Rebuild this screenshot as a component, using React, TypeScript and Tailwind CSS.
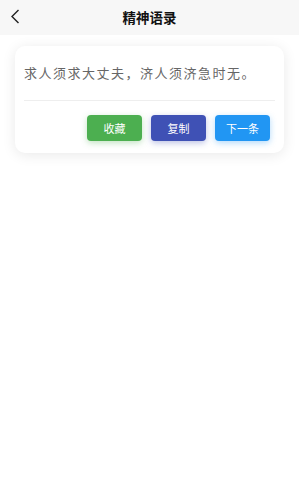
const font = { fontFamily: '"Noto Sans CJK SC", "Noto Sans", sans-serif' };

export default function App() {
  return (
    <div className="min-h-[500px] bg-white" style={font}>
      {/* Header */}
      <header className="relative flex h-[35px] items-center justify-center bg-[#f7f7f7]">
        <svg className="absolute left-[10px] top-[9px] h-[15px] w-[10px]" viewBox="0 0 10 15" fill="none">
          <path d="M8.5 1 L2 7.5 L8.5 14" stroke="#222" strokeWidth="1.4" />
        </svg>
        <h1 className="text-[13.5px] font-bold text-[#111]">精神语录</h1>
      </header>

      {/* Quote card */}
      <div className="mx-[15px] mt-[11px] rounded-[10px] bg-white px-[9px] pt-[17px] pb-[12px] shadow-[0_2px_14px_rgba(0,0,0,0.09)]">
        <p className="whitespace-nowrap text-[13px] leading-[20px] tracking-[1.5px] text-[#666]">求人须求大丈夫，济人须济急时无。</p>
        <div className="mt-[17px] h-px bg-[#eeeeee]" />
        <div className="mt-[14px] flex justify-end gap-[9px] pr-[5px]">
          <button className="h-[26px] w-[55px] rounded-[4px] bg-[#4caf50] text-[11px] text-white shadow-[0_2px_6px_rgba(76,175,80,0.35)]">
            收藏
          </button>
          <button className="h-[26px] w-[55px] rounded-[4px] bg-[#3f51b5] text-[11px] text-white shadow-[0_2px_6px_rgba(63,81,181,0.35)]">
            复制
          </button>
          <button className="h-[26px] w-[55px] rounded-[4px] bg-[#2196f3] text-[11px] text-white shadow-[0_2px_6px_rgba(33,150,243,0.35)]">
            下一条
          </button>
        </div>
      </div>
    </div>
  );
}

================================

Print out the whole of the material word for word, without pictures.

■ Finished answer
Rebuild this screenshot as a component, using React, TypeScript and Tailwind CSS.
const font = { fontFamily: '"Noto Sans CJK SC", "Noto Sans", sans-serif' };

export default function App() {
  return (
    <div className="min-h-[500px] bg-white" style={font}>
      {/* Header */}
      <header className="relative flex h-[35px] items-center justify-center bg-[#f7f7f7]">
        <svg className="absolute left-[10px] top-[9px] h-[15px] w-[10px]" viewBox="0 0 10 15" fill="none">
          <path d="M8.5 1 L2 7.5 L8.5 14" stroke="#222" strokeWidth="1.4" />
        </svg>
        <h1 className="text-[13.5px] font-bold text-[#111]">精神语录</h1>
      </header>

      {/* Quote card */}
      <div className="mx-[15px] mt-[11px] rounded-[10px] bg-white px-[9px] pt-[17px] pb-[12px] shadow-[0_2px_14px_rgba(0,0,0,0.09)]">
        <p className="whitespace-nowrap text-[13px] leading-[20px] tracking-[1.5px] text-[#666]">求人须求大丈夫，济人须济急时无。</p>
        <div className="mt-[17px] h-px bg-[#eeeeee]" />
        <div className="mt-[14px] flex justify-end gap-[9px] pr-[5px]">
          <button className="h-[26px] w-[55px] rounded-[4px] bg-[#4caf50] text-[11px] text-white shadow-[0_2px_6px_rgba(76,175,80,0.35)]">
            收藏
          </button>
          <button className="h-[26px] w-[55px] rounded-[4px] bg-[#3f51b5] text-[11px] text-white shadow-[0_2px_6px_rgba(63,81,181,0.35)]">
            复制
          </button>
          <button className="h-[26px] w-[55px] rounded-[4px] bg-[#2196f3] text-[11px] text-white shadow-[0_2px_6px_rgba(33,150,243,0.35)]">
            下一条
          </button>
        </div>
      </div>
    </div>
  );
}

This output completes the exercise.